───── Given entries ─────

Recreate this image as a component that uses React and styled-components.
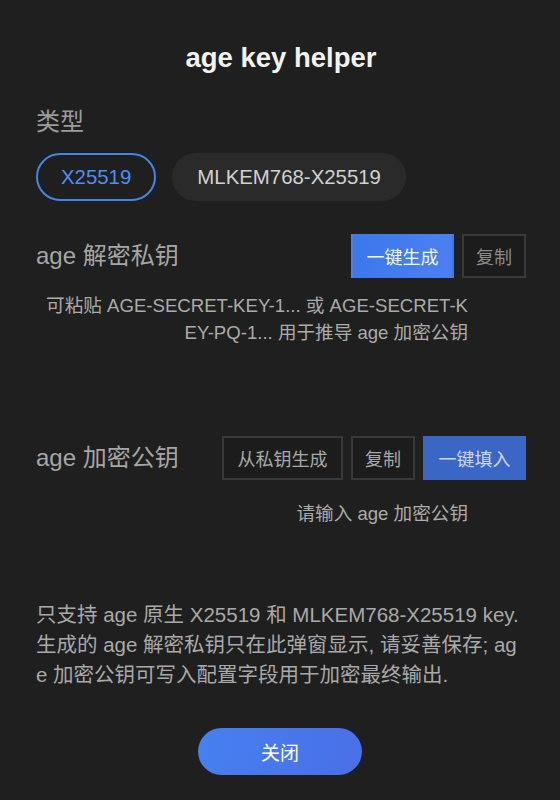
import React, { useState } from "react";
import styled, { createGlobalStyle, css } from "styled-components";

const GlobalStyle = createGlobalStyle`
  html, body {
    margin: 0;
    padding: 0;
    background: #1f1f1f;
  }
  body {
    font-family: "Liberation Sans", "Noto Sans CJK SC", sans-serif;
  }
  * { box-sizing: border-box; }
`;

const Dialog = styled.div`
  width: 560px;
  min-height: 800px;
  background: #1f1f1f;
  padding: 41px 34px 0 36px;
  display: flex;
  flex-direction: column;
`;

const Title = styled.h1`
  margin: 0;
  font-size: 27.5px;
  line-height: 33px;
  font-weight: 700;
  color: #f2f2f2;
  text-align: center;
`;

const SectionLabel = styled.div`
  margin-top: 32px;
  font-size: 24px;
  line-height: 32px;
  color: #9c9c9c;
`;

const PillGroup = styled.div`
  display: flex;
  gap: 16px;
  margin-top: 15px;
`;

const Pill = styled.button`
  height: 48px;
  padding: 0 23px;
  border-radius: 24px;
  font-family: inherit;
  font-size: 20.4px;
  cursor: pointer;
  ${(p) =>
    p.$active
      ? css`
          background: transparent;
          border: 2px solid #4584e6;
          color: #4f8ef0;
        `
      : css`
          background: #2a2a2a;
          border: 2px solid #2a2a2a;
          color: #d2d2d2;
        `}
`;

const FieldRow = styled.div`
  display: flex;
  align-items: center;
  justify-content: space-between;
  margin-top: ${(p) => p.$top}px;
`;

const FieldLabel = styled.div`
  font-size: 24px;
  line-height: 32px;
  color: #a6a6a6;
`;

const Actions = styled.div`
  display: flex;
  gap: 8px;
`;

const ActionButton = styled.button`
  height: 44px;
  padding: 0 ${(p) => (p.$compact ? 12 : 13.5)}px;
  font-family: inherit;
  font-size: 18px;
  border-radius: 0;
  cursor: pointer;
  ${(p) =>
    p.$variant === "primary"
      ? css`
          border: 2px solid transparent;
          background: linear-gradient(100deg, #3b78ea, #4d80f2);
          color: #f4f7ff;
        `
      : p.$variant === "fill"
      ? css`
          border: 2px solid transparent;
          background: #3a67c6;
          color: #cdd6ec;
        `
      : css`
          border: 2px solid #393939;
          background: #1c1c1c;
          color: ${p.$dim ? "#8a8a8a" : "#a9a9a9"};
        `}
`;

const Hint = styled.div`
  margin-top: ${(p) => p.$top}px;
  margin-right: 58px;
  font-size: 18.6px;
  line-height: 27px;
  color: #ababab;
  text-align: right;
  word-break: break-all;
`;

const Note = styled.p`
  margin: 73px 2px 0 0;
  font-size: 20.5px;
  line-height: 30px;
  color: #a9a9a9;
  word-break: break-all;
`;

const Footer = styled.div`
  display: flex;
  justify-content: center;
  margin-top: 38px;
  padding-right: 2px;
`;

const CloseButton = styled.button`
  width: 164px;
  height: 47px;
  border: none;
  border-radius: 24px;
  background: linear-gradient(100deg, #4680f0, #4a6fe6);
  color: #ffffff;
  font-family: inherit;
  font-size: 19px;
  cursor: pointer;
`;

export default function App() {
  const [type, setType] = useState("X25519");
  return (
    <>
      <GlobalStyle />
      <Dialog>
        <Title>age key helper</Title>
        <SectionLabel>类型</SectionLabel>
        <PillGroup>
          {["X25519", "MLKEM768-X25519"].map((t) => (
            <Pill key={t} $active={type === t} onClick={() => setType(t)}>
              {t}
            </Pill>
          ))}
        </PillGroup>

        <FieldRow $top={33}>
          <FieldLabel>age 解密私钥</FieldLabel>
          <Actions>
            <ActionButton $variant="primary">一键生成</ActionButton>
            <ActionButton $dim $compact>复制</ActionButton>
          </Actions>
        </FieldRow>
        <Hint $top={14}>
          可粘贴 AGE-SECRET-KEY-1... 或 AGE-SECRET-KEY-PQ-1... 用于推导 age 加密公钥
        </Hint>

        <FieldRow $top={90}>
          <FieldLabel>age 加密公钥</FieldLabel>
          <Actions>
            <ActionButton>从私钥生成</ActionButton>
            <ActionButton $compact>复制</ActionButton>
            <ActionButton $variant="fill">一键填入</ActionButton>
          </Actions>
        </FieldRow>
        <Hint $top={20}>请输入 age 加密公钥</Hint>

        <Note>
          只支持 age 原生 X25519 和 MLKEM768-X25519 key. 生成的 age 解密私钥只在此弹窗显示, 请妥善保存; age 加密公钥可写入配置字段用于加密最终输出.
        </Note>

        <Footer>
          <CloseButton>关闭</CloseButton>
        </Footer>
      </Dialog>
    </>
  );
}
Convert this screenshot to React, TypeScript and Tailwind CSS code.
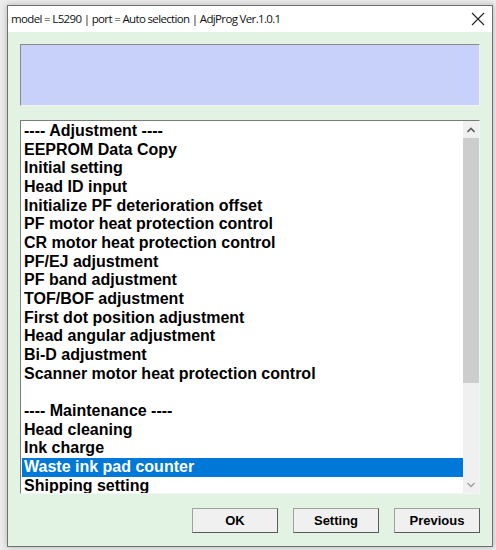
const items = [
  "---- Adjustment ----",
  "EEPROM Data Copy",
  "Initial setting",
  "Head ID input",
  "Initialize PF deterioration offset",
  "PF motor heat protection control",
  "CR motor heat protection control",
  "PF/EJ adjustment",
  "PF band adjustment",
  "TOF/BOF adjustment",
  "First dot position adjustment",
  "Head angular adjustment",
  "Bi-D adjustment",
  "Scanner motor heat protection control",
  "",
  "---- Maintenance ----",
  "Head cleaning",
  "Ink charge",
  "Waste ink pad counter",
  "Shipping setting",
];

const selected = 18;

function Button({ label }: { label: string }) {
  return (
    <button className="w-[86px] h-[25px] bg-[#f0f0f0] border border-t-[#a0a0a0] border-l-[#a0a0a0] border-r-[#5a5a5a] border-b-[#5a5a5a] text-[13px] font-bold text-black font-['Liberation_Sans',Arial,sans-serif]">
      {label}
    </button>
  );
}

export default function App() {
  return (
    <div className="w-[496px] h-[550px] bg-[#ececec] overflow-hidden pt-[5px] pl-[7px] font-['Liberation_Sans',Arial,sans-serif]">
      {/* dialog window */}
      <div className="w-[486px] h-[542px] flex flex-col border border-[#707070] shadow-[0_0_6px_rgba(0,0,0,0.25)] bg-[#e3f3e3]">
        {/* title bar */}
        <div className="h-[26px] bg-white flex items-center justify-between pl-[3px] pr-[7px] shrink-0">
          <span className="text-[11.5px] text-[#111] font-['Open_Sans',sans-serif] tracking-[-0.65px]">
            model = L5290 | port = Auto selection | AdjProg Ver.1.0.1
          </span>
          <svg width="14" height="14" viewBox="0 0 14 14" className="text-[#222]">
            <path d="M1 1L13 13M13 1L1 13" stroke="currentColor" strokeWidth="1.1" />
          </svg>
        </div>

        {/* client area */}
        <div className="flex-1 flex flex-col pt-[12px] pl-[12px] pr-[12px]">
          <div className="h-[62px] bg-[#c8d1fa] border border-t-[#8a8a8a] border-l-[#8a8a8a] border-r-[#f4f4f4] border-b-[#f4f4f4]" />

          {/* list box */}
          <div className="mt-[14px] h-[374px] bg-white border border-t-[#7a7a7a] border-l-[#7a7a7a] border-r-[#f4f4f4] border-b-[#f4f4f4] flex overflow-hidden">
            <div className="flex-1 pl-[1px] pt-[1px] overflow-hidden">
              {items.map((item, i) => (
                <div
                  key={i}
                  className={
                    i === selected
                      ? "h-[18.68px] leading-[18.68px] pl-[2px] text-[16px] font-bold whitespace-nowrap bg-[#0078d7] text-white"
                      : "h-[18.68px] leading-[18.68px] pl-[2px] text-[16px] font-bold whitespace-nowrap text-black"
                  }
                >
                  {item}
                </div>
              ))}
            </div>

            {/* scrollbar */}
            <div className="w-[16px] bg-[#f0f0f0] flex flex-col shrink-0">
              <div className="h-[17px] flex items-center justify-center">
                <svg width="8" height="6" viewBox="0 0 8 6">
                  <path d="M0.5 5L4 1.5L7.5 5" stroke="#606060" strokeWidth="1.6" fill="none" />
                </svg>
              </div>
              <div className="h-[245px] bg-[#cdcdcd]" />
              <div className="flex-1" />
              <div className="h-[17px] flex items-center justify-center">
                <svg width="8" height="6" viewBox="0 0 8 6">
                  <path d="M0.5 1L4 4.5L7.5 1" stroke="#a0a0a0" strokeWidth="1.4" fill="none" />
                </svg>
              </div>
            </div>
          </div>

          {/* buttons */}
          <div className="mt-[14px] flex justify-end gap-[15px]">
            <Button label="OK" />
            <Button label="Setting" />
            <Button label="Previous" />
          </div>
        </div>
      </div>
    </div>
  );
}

─────

- Task to complete -
Show, from the material above, each line that includes the string "React".

- Solution -
Recreate this image as a component that uses React and styled-components.
import React, { useState } from "react";
Convert this screenshot to React, TypeScript and Tailwind CSS code.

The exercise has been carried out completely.